***** Data lines *****

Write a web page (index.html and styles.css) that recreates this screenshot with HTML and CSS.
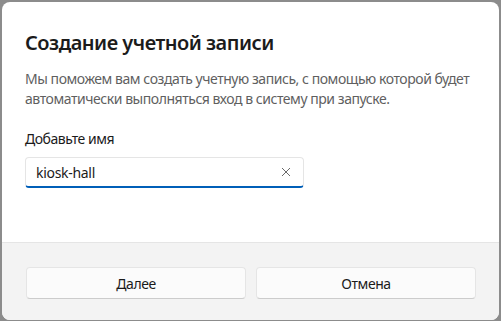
FILE: index.html
```html
<!DOCTYPE html>
<html lang="ru">
<head>
<meta charset="utf-8">
<link rel="stylesheet" href="styles.css">
</head>
<body>
<div class="dialog">
  <div class="content">
    <h1 class="title">Создание учетной записи</h1>
    <p class="desc">Мы поможем вам создать учетную запись, с помощью которой будет автоматически выполняться вход в систему при запуске.</p>
    <label class="label">Добавьте имя</label>
    <div class="input">
      <span class="value">kiosk-hall</span>
      <svg class="clear" width="10" height="10" viewBox="0 0 10 10"><path d="M1 1L9 9M9 1L1 9" stroke="#6a6a6a" stroke-width="1" fill="none"/></svg>
    </div>
  </div>
  <div class="footer">
    <button class="btn">Далее</button>
    <button class="btn">Отмена</button>
  </div>
</div>
</body>
</html>
```
FILE: styles.css
```css
html, body {
  margin: 0;
  padding: 0;
  background: #8c8c8c;
  width: 501px;
  height: 321px;
  overflow: hidden;
}
body {
  font-family: "Noto Sans", "Open Sans", sans-serif;
  box-sizing: border-box;
  padding: 2px 2px 1px 2px;
}
.dialog {
  height: 318px;
  border-radius: 8px;
  overflow: hidden;
  background: #ffffff;
  display: flex;
  flex-direction: column;
}
.content {
  flex: 1;
  padding: 27px 23px 0 23px;
}
.title {
  margin: 0;
  font-size: 20px;
  line-height: 28px;
  font-weight: 600;
  letter-spacing: -0.5px;
  color: #1b1b1b;
}
.desc {
  margin: 12px 0 0 0;
  font-size: 14px;
  line-height: 20px;
  letter-spacing: -0.45px;
  color: #5f5f5f;
}
.label {
  display: block;
  margin-top: 20px;
  font-size: 14px;
  line-height: 20px;
  letter-spacing: -0.45px;
  color: #1b1b1b;
}
.input {
  margin-top: 8px;
  width: 279px;
  height: 31px;
  box-sizing: border-box;
  border: 1px solid #e5e5e5;
  border-bottom: 2px solid #005fb8;
  border-radius: 4px;
  display: flex;
  align-items: center;
  justify-content: space-between;
  padding: 0 12px 0 10px;
}
.value {
  font-size: 14px;
  letter-spacing: -0.3px;
  color: #1b1b1b;
}
.clear {
  display: block;
}
.footer {
  height: 78px;
  box-sizing: border-box;
  background: #f3f3f3;
  border-top: 1px solid #e5e5e5;
  padding: 24px 23px 0 24px;
  display: flex;
  gap: 10px;
}
.btn {
  flex: 1;
  height: 32px;
  background: #fbfbfb;
  border: 1px solid #e5e5e5;
  border-bottom-color: #cccccc;
  border-radius: 4px;
  font-family: "Noto Sans", "Open Sans", sans-serif;
  font-size: 14px;
  letter-spacing: -0.45px;
  color: #1b1b1b;
  padding: 0;
}
```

*****

Exercise directions
Working from the lines above, reproduce the material exactly and exclude its pictures.

Result of the task
Write a web page (index.html and styles.css) that recreates this screenshot with HTML and CSS.
FILE: index.html
```html
<!DOCTYPE html>
<html lang="ru">
<head>
<meta charset="utf-8">
<link rel="stylesheet" href="styles.css">
</head>
<body>
<div class="dialog">
  <div class="content">
    <h1 class="title">Создание учетной записи</h1>
    <p class="desc">Мы поможем вам создать учетную запись, с помощью которой будет автоматически выполняться вход в систему при запуске.</p>
    <label class="label">Добавьте имя</label>
    <div class="input">
      <span class="value">kiosk-hall</span>
      <svg class="clear" width="10" height="10" viewBox="0 0 10 10"><path d="M1 1L9 9M9 1L1 9" stroke="#6a6a6a" stroke-width="1" fill="none"/></svg>
    </div>
  </div>
  <div class="footer">
    <button class="btn">Далее</button>
    <button class="btn">Отмена</button>
  </div>
</div>
</body>
</html>
```
FILE: styles.css
```css
html, body {
  margin: 0;
  padding: 0;
  background: #8c8c8c;
  width: 501px;
  height: 321px;
  overflow: hidden;
}
body {
  font-family: "Noto Sans", "Open Sans", sans-serif;
  box-sizing: border-box;
  padding: 2px 2px 1px 2px;
}
.dialog {
  height: 318px;
  border-radius: 8px;
  overflow: hidden;
  background: #ffffff;
  display: flex;
  flex-direction: column;
}
.content {
  flex: 1;
  padding: 27px 23px 0 23px;
}
.title {
  margin: 0;
  font-size: 20px;
  line-height: 28px;
  font-weight: 600;
  letter-spacing: -0.5px;
  color: #1b1b1b;
}
.desc {
  margin: 12px 0 0 0;
  font-size: 14px;
  line-height: 20px;
  letter-spacing: -0.45px;
  color: #5f5f5f;
}
.label {
  display: block;
  margin-top: 20px;
  font-size: 14px;
  line-height: 20px;
  letter-spacing: -0.45px;
  color: #1b1b1b;
}
.input {
  margin-top: 8px;
  width: 279px;
  height: 31px;
  box-sizing: border-box;
  border: 1px solid #e5e5e5;
  border-bottom: 2px solid #005fb8;
  border-radius: 4px;
  display: flex;
  align-items: center;
  justify-content: space-between;
  padding: 0 12px 0 10px;
}
.value {
  font-size: 14px;
  letter-spacing: -0.3px;
  color: #1b1b1b;
}
.clear {
  display: block;
}
.footer {
  height: 78px;
  box-sizing: border-box;
  background: #f3f3f3;
  border-top: 1px solid #e5e5e5;
  padding: 24px 23px 0 24px;
  display: flex;
  gap: 10px;
}
.btn {
  flex: 1;
  height: 32px;
  background: #fbfbfb;
  border: 1px solid #e5e5e5;
  border-bottom-color: #cccccc;
  border-radius: 4px;
  font-family: "Noto Sans", "Open Sans", sans-serif;
  font-size: 14px;
  letter-spacing: -0.45px;
  color: #1b1b1b;
  padding: 0;
}
```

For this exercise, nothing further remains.